I know my data is vulnerable in many ways. I would just like the most common cases to be addressed. It is not luck. According to the discussions, everyone who has had a crash with (first) XFS or (now) ext4 is getting inconsistent states, while no heavy-duty ext3 users have reportedly seen this kind of corruption. Maybe others, yes, but no zero-length files -- which is the issue under discussion.

Better than POSIX?

Posted Mar 19, 2009 18:33 UTC (Thu) by anton (guest, #25547) [Link]

no, currently there is no API in existance for any filesystem (including ext3) that will _guarantee_ that you have either the old or the new filesystem on disk after a crash with no possibility of garbage (even excluding things that damage the drives themselves)
I am pretty sure that there are file systems around that give such guarantees. This was certainly one of the goals of LinLogFS and LLFS; ok, these filesystems have not come out of the development stage (yet), but I would be surprised if there were no others (ZFS?).

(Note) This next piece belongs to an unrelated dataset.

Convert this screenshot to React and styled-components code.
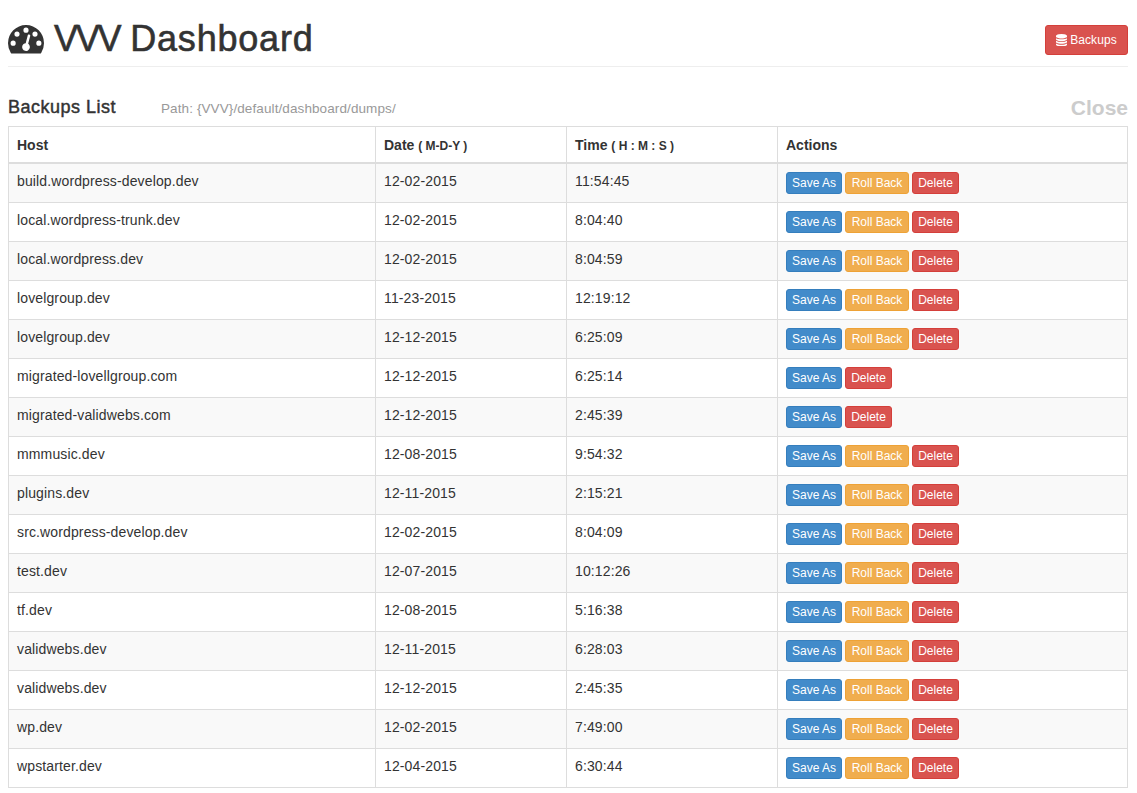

Concerning an API, I don't see a need for an additional API, it's just a matter of whether the file system gives consistency guarantees in case of a crash when using the existing file API, and if so, which ones.

Do you really NEED such an API?

Posted Mar 17, 2009 21:30 UTC (Tue) by khim (subscriber, #9252) [Link]

Ted gave interesting answer to this request which I really like: why will your program need such an API? Your system needs such a API - and it's not that hard to implement...

Yes, it'll probably violate POSIX's letter but it'll give much better results in practice.